Problem to work on. Reproduce each line of the material exactly, minus any picture.

--------------------------------

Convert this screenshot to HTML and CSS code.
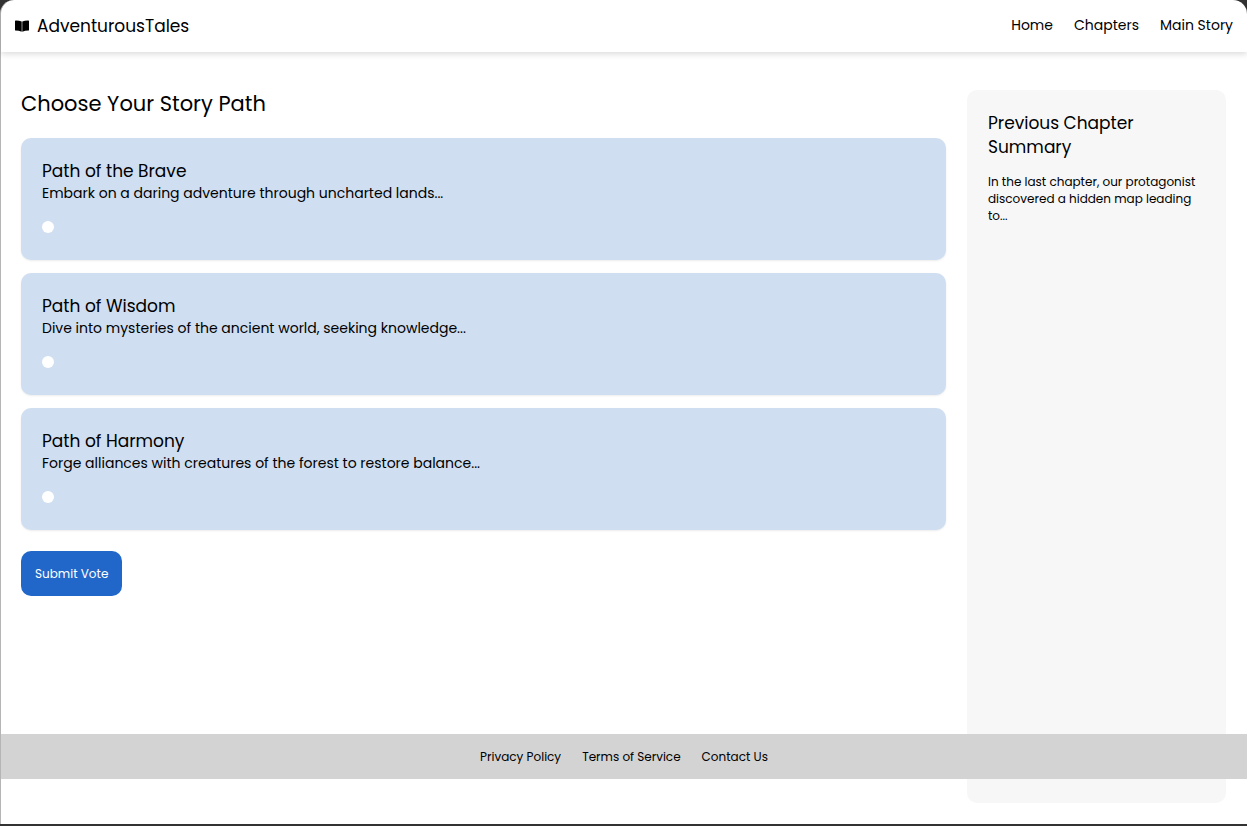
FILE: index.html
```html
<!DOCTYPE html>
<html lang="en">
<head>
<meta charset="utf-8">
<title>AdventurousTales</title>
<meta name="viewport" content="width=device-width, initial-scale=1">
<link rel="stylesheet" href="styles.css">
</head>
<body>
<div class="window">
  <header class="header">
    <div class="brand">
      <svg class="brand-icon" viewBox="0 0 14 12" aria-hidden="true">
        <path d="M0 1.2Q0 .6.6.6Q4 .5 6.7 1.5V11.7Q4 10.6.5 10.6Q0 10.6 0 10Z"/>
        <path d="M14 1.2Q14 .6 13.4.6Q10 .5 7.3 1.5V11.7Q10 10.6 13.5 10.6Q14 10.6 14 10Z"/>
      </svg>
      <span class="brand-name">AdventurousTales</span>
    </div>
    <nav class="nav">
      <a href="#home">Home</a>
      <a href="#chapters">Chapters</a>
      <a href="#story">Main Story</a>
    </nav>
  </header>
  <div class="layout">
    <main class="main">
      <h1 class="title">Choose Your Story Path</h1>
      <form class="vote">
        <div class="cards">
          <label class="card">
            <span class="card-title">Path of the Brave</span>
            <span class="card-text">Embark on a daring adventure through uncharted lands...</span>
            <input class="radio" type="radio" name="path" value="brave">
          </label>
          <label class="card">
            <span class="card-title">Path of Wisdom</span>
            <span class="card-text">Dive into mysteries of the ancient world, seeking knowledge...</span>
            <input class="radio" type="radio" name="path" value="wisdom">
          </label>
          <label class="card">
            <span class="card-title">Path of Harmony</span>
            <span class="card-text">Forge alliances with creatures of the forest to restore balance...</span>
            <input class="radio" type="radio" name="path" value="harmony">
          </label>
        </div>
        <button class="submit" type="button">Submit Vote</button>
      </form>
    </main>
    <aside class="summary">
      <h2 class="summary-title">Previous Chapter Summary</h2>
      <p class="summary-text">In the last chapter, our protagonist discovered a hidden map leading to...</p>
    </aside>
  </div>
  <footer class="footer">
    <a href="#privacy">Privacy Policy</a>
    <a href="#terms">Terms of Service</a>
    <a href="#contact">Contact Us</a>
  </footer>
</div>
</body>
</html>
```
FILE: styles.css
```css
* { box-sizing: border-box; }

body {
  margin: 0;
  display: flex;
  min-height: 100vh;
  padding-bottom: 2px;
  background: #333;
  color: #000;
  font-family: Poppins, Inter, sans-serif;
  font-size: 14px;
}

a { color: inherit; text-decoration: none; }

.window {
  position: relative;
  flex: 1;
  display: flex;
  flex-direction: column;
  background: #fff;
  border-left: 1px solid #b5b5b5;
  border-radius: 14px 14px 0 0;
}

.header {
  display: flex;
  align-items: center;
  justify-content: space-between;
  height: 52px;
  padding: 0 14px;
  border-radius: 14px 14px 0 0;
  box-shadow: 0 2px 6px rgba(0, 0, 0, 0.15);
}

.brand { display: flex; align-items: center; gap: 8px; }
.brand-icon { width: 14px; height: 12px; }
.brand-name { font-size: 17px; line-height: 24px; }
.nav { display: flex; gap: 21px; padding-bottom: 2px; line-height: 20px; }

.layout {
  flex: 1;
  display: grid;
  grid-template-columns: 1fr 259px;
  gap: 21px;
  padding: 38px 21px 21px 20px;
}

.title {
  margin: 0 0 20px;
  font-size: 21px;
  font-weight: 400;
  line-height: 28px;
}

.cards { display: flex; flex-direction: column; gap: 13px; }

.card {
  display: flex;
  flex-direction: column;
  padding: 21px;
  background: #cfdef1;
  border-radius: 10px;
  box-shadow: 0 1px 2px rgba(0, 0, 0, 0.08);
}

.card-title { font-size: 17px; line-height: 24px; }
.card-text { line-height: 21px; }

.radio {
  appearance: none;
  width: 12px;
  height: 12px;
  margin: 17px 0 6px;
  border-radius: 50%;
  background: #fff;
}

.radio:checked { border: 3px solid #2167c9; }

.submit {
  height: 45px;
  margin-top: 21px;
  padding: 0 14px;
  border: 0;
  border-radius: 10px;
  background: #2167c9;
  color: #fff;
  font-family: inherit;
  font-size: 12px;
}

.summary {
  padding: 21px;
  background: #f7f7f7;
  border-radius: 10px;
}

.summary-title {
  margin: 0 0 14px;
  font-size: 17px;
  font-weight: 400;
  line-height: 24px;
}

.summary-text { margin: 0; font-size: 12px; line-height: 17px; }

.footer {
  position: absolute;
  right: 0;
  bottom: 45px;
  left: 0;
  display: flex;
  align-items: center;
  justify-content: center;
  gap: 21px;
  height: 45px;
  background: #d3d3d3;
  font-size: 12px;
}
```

--------------------------------

The solution.
Convert this screenshot to HTML and CSS code.
FILE: index.html
```html
<!DOCTYPE html>
<html lang="en">
<head>
<meta charset="utf-8">
<title>AdventurousTales</title>
<meta name="viewport" content="width=device-width, initial-scale=1">
<link rel="stylesheet" href="styles.css">
</head>
<body>
<div class="window">
  <header class="header">
    <div class="brand">
      <svg class="brand-icon" viewBox="0 0 14 12" aria-hidden="true">
        <path d="M0 1.2Q0 .6.6.6Q4 .5 6.7 1.5V11.7Q4 10.6.5 10.6Q0 10.6 0 10Z"/>
        <path d="M14 1.2Q14 .6 13.4.6Q10 .5 7.3 1.5V11.7Q10 10.6 13.5 10.6Q14 10.6 14 10Z"/>
      </svg>
      <span class="brand-name">AdventurousTales</span>
    </div>
    <nav class="nav">
      <a href="#home">Home</a>
      <a href="#chapters">Chapters</a>
      <a href="#story">Main Story</a>
    </nav>
  </header>
  <div class="layout">
    <main class="main">
      <h1 class="title">Choose Your Story Path</h1>
      <form class="vote">
        <div class="cards">
          <label class="card">
            <span class="card-title">Path of the Brave</span>
            <span class="card-text">Embark on a daring adventure through uncharted lands...</span>
            <input class="radio" type="radio" name="path" value="brave">
          </label>
          <label class="card">
            <span class="card-title">Path of Wisdom</span>
            <span class="card-text">Dive into mysteries of the ancient world, seeking knowledge...</span>
            <input class="radio" type="radio" name="path" value="wisdom">
          </label>
          <label class="card">
            <span class="card-title">Path of Harmony</span>
            <span class="card-text">Forge alliances with creatures of the forest to restore balance...</span>
            <input class="radio" type="radio" name="path" value="harmony">
          </label>
        </div>
        <button class="submit" type="button">Submit Vote</button>
      </form>
    </main>
    <aside class="summary">
      <h2 class="summary-title">Previous Chapter Summary</h2>
      <p class="summary-text">In the last chapter, our protagonist discovered a hidden map leading to...</p>
    </aside>
  </div>
  <footer class="footer">
    <a href="#privacy">Privacy Policy</a>
    <a href="#terms">Terms of Service</a>
    <a href="#contact">Contact Us</a>
  </footer>
</div>
</body>
</html>
```
FILE: styles.css
```css
* { box-sizing: border-box; }

body {
  margin: 0;
  display: flex;
  min-height: 100vh;
  padding-bottom: 2px;
  background: #333;
  color: #000;
  font-family: Poppins, Inter, sans-serif;
  font-size: 14px;
}

a { color: inherit; text-decoration: none; }

.window {
  position: relative;
  flex: 1;
  display: flex;
  flex-direction: column;
  background: #fff;
  border-left: 1px solid #b5b5b5;
  border-radius: 14px 14px 0 0;
}

.header {
  display: flex;
  align-items: center;
  justify-content: space-between;
  height: 52px;
  padding: 0 14px;
  border-radius: 14px 14px 0 0;
  box-shadow: 0 2px 6px rgba(0, 0, 0, 0.15);
}

.brand { display: flex; align-items: center; gap: 8px; }
.brand-icon { width: 14px; height: 12px; }
.brand-name { font-size: 17px; line-height: 24px; }
.nav { display: flex; gap: 21px; padding-bottom: 2px; line-height: 20px; }

.layout {
  flex: 1;
  display: grid;
  grid-template-columns: 1fr 259px;
  gap: 21px;
  padding: 38px 21px 21px 20px;
}

.title {
  margin: 0 0 20px;
  font-size: 21px;
  font-weight: 400;
  line-height: 28px;
}

.cards { display: flex; flex-direction: column; gap: 13px; }

.card {
  display: flex;
  flex-direction: column;
  padding: 21px;
  background: #cfdef1;
  border-radius: 10px;
  box-shadow: 0 1px 2px rgba(0, 0, 0, 0.08);
}

.card-title { font-size: 17px; line-height: 24px; }
.card-text { line-height: 21px; }

.radio {
  appearance: none;
  width: 12px;
  height: 12px;
  margin: 17px 0 6px;
  border-radius: 50%;
  background: #fff;
}

.radio:checked { border: 3px solid #2167c9; }

.submit {
  height: 45px;
  margin-top: 21px;
  padding: 0 14px;
  border: 0;
  border-radius: 10px;
  background: #2167c9;
  color: #fff;
  font-family: inherit;
  font-size: 12px;
}

.summary {
  padding: 21px;
  background: #f7f7f7;
  border-radius: 10px;
}

.summary-title {
  margin: 0 0 14px;
  font-size: 17px;
  font-weight: 400;
  line-height: 24px;
}

.summary-text { margin: 0; font-size: 12px; line-height: 17px; }

.footer {
  position: absolute;
  right: 0;
  bottom: 45px;
  left: 0;
  display: flex;
  align-items: center;
  justify-content: center;
  gap: 21px;
  height: 45px;
  background: #d3d3d3;
  font-size: 12px;
}
```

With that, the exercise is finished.